Africa’s instant payment systems have grown by nearly 40% between 2019 and 2023, reducing transaction costs and bringing our markets closer together.

This mutually reinforcing relationship – integration fuelling innovation, and innovation accelerating integration – is the opportunity before us.

As today’s programme will demonstrate, from regional value chains to frontier tools, from energy systems to transport networks, the issues before us constitute the practical foundations of Africa’s future competitiveness.

And so, what must we do, together, to turn these opportunities into concrete results?

Allow me to offer three recommendations.

 

First, we must build the enabling infrastructure – digital and physical – that allows technology to scale across borders.

Africa must invest in interoperable digital ID systems, cross-border data centers, regional broadband corridors and modern logistics networks.

These systems are the backbone of innovation-powered integration.

 

Second, we must empower Africa’s private sector, especially youth and women, to drive innovation and value creation.

No country has industrialized without a vibrant private sector.

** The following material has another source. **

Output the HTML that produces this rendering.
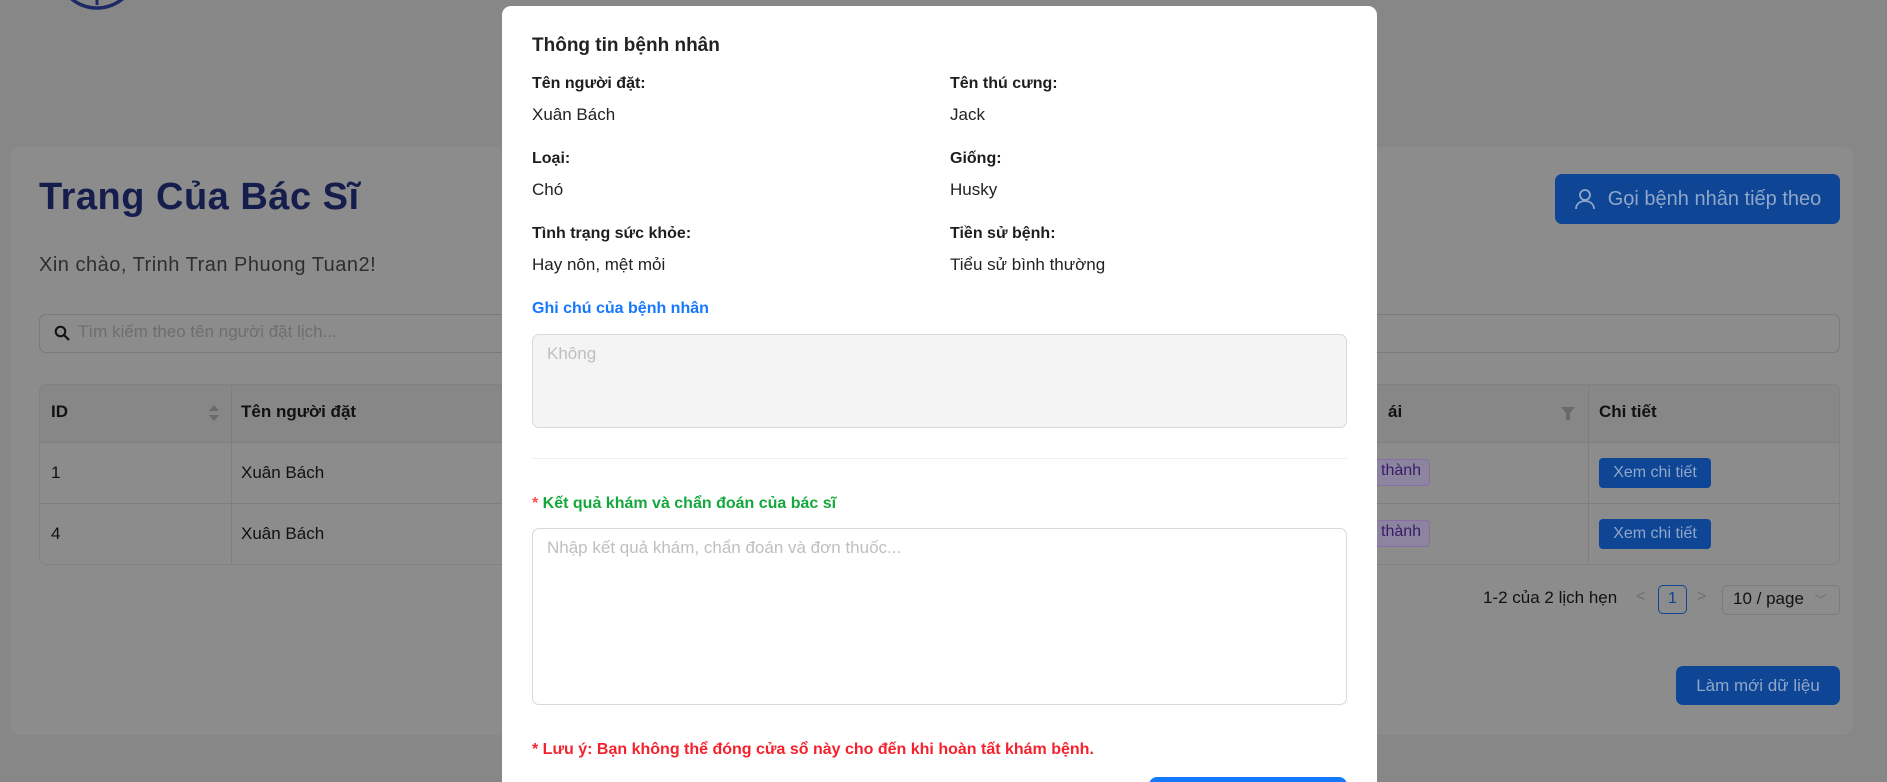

We must mobilize affordable capital, build resilient innovation ecosystems, expand regulatory sandboxes and enable SMEs to grow within continental value chains.

 

Third, it is imperative that we accelerate coherence and harmonization in regulatory and policy frameworks.

Africa cannot maximize the AfCFTA’s benefits if innovators must navigate 54 different regulatory environments.

To this end, we must fast-track convergence on digital trade standards, investment rules and data governance.

 

Excellencies,

These priorities make one thing clear: Africa is not beginning from a blank slate.

Across the continent, our member States are already deploying frontier technologies, implementing reforms and building regional systems that embody our shared vision of a resilient, integrated and forward-looking Africa.

Let me assure you that ECA remains fully committed to walking this journey with you by providing actionable data, evidence-based policy insights, technical support and close partnerships with the African Union, the Regional Economic Communities, the private sector and our development partners.

As we begin this fourth session, I encourage us to share candidly the lessons from our own countries and translate today’s dialogue into concrete cooperation and measurable outcomes that will shape the Africa we want.

I thank you, and I wish you productive, forward-looking and impactful deliberations.